● What the task requires: Return the lines below exactly, from the first line to the line that contains "RotateCcw, Settings, UserRound". Leave out pictures.

● Supplied information:
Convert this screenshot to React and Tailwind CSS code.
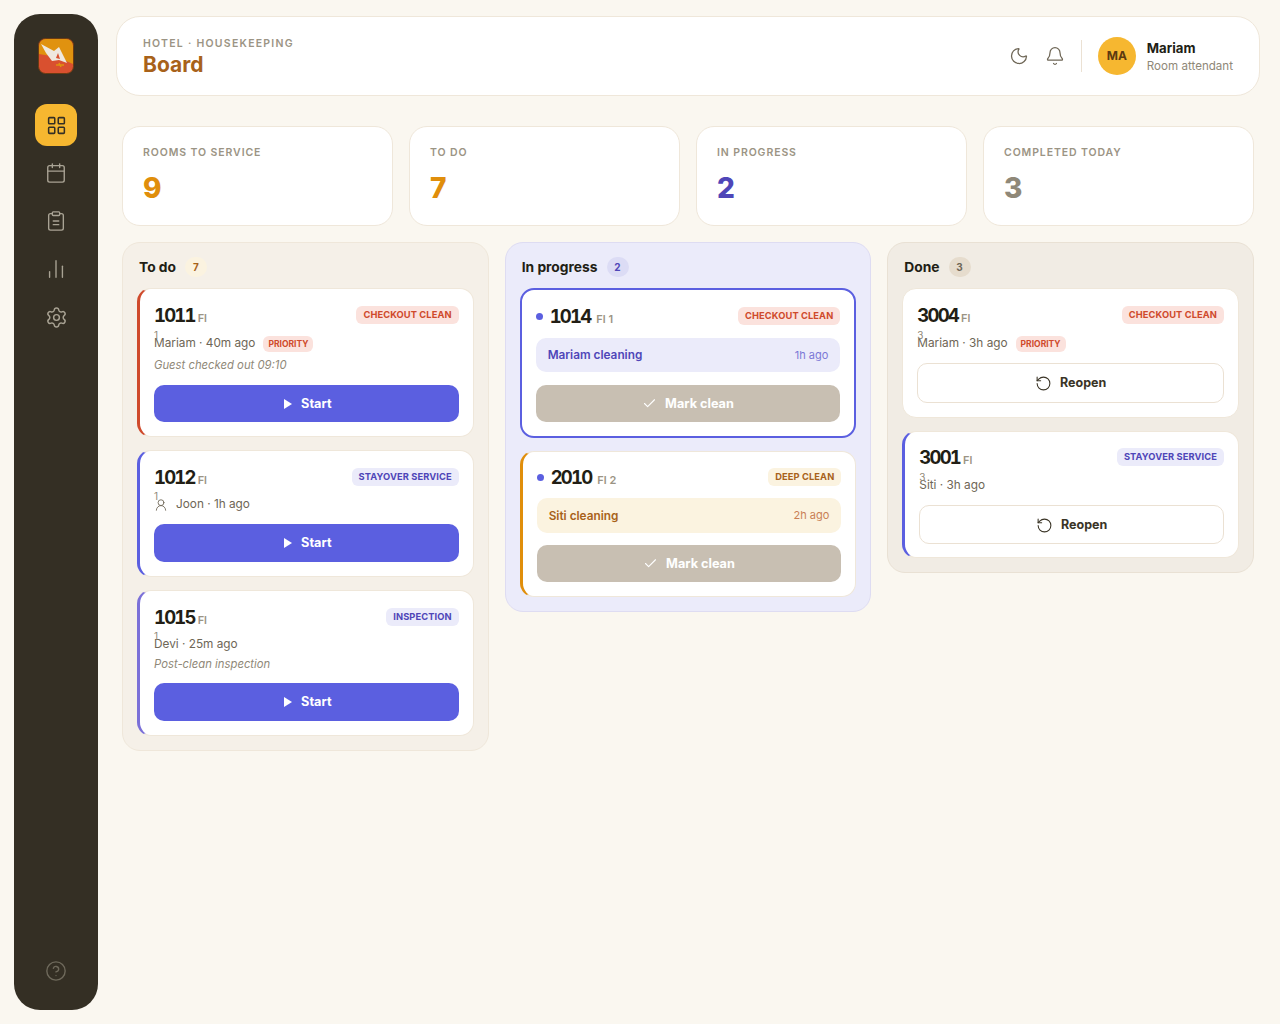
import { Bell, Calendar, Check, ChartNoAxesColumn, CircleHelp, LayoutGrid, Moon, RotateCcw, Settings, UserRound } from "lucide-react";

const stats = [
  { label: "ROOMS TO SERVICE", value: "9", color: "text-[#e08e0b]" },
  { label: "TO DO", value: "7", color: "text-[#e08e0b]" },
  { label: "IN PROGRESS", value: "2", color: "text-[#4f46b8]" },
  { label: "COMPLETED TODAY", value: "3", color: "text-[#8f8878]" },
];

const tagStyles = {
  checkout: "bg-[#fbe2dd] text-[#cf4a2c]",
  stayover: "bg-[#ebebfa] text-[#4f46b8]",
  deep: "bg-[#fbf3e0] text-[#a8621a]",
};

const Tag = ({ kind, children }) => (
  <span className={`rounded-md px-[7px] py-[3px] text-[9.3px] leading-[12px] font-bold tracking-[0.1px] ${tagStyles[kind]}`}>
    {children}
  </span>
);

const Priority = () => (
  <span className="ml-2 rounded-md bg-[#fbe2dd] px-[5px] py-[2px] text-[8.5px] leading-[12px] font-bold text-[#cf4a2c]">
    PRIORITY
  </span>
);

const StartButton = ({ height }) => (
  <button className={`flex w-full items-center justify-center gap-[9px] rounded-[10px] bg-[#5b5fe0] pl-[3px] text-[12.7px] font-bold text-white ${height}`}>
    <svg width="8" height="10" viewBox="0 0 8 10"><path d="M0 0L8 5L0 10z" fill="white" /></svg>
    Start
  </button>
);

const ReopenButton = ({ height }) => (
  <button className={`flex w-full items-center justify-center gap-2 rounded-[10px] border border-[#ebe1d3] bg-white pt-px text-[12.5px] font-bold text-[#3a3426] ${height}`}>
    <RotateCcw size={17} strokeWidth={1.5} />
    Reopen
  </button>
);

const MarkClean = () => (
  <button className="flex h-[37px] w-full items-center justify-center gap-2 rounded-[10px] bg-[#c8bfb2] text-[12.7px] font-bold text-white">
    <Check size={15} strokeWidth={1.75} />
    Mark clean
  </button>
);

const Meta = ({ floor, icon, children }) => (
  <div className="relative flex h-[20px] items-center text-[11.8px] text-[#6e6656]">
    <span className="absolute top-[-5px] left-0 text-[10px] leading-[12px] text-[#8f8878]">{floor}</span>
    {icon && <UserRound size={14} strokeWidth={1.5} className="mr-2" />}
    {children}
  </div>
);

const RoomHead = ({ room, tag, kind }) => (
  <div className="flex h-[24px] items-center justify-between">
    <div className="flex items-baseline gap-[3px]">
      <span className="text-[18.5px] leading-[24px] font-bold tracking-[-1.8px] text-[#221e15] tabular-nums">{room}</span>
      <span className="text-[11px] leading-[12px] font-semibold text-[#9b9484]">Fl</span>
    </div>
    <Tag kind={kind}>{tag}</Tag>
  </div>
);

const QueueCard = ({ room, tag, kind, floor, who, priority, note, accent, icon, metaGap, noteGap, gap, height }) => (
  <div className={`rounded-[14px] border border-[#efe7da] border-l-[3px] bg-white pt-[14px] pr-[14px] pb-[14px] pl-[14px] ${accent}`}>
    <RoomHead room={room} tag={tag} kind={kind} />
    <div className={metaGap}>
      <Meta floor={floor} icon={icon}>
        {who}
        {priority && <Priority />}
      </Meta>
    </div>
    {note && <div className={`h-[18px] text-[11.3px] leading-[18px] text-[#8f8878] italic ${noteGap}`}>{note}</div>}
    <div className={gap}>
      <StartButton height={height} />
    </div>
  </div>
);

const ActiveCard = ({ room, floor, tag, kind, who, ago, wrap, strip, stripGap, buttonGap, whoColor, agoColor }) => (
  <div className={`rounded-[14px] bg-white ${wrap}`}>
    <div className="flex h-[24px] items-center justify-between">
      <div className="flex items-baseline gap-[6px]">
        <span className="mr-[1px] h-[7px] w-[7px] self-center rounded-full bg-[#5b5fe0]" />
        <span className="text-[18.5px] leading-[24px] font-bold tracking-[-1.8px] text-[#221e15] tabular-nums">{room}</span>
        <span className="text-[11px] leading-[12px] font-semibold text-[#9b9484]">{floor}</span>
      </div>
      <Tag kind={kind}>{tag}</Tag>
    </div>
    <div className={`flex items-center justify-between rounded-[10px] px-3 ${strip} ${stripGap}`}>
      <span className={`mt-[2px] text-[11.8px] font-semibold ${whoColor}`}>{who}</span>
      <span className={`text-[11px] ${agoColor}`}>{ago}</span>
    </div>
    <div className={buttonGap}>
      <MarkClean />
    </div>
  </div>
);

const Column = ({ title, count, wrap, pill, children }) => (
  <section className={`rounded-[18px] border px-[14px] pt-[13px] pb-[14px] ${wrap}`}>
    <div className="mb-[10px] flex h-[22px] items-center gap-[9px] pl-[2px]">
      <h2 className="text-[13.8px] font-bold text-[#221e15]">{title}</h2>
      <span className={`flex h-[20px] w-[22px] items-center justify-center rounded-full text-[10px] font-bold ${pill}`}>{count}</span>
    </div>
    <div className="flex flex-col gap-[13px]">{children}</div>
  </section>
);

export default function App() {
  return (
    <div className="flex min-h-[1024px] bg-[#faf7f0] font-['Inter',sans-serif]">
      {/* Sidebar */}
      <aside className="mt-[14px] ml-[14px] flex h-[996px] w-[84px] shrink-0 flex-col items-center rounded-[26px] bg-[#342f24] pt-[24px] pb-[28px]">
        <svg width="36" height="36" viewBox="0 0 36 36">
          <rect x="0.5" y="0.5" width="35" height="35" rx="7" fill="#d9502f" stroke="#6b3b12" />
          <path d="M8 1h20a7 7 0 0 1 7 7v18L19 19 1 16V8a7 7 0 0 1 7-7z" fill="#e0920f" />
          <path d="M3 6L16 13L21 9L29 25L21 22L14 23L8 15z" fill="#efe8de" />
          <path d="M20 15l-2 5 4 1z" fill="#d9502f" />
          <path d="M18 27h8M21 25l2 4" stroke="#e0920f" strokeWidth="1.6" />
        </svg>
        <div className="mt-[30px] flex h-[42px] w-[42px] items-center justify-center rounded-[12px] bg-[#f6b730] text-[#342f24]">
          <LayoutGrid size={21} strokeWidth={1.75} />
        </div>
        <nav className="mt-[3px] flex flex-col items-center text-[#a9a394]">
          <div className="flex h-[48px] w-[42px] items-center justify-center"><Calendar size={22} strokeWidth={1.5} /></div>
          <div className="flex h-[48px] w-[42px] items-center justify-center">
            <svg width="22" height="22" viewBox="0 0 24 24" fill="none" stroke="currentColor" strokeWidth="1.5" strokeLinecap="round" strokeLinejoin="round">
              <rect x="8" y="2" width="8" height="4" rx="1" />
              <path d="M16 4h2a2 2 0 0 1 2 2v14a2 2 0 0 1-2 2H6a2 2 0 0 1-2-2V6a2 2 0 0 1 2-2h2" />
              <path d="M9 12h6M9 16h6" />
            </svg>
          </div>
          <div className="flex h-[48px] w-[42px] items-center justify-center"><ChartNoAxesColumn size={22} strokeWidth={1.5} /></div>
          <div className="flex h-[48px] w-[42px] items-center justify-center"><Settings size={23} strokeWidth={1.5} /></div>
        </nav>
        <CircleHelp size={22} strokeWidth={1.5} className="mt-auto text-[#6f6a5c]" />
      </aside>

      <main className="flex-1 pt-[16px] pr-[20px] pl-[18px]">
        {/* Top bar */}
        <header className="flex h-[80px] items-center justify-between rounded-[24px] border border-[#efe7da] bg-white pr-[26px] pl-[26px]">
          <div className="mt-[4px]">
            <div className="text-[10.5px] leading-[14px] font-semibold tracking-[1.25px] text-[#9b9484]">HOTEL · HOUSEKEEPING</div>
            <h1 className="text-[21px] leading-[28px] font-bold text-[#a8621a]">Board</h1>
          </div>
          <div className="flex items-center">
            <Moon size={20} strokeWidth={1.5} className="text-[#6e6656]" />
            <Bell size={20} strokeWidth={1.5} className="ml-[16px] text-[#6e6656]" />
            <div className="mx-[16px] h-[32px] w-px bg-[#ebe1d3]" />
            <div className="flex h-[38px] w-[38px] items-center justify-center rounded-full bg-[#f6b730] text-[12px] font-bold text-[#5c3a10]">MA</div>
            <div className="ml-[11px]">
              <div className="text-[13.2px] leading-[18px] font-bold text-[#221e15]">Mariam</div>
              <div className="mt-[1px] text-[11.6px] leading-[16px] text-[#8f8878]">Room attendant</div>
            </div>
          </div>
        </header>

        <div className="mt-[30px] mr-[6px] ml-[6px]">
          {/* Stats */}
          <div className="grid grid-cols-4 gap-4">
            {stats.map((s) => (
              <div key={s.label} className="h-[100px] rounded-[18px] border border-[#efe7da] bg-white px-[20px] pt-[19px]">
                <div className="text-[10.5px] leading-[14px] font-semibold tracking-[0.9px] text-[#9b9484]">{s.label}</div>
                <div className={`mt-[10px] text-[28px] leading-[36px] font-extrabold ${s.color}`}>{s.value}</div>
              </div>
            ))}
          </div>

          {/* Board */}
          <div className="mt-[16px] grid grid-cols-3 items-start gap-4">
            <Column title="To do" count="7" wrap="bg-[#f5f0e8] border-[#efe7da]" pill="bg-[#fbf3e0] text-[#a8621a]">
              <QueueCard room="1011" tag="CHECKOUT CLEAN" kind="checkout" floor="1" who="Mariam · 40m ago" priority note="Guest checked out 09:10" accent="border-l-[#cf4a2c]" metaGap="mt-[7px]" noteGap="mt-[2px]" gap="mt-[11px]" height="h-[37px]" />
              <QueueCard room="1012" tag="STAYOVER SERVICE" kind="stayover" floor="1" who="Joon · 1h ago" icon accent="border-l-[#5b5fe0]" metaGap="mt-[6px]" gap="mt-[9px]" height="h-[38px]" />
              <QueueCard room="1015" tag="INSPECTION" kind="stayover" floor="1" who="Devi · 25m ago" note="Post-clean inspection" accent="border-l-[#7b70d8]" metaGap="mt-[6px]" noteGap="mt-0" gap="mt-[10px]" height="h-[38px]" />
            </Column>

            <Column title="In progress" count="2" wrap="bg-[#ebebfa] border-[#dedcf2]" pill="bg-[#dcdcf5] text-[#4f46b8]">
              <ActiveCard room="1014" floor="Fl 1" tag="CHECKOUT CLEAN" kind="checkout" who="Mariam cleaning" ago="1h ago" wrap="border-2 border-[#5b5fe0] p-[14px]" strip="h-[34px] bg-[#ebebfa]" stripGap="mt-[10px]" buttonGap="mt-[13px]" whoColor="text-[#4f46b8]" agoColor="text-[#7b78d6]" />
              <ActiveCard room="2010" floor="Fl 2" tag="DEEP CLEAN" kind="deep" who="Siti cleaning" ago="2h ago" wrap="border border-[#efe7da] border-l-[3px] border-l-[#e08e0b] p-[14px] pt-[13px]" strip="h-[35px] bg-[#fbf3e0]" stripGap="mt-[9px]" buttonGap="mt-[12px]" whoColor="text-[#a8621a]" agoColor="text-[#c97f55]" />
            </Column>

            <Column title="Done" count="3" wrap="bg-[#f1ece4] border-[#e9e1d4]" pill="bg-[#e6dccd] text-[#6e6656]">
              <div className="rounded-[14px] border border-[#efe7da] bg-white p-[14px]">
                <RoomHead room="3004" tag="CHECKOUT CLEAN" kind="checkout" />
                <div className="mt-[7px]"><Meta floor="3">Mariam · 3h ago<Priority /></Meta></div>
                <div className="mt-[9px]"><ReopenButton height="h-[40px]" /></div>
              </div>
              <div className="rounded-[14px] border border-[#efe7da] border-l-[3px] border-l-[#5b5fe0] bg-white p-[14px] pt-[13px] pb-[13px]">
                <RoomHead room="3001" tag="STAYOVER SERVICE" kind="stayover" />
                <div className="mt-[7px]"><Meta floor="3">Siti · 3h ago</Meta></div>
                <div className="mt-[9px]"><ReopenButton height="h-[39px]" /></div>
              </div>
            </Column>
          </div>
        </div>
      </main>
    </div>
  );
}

● Answer to the problem:
Convert this screenshot to React and Tailwind CSS code.
import { Bell, Calendar, Check, ChartNoAxesColumn, CircleHelp, LayoutGrid, Moon, RotateCcw, Settings, UserRound } from "lucide-react";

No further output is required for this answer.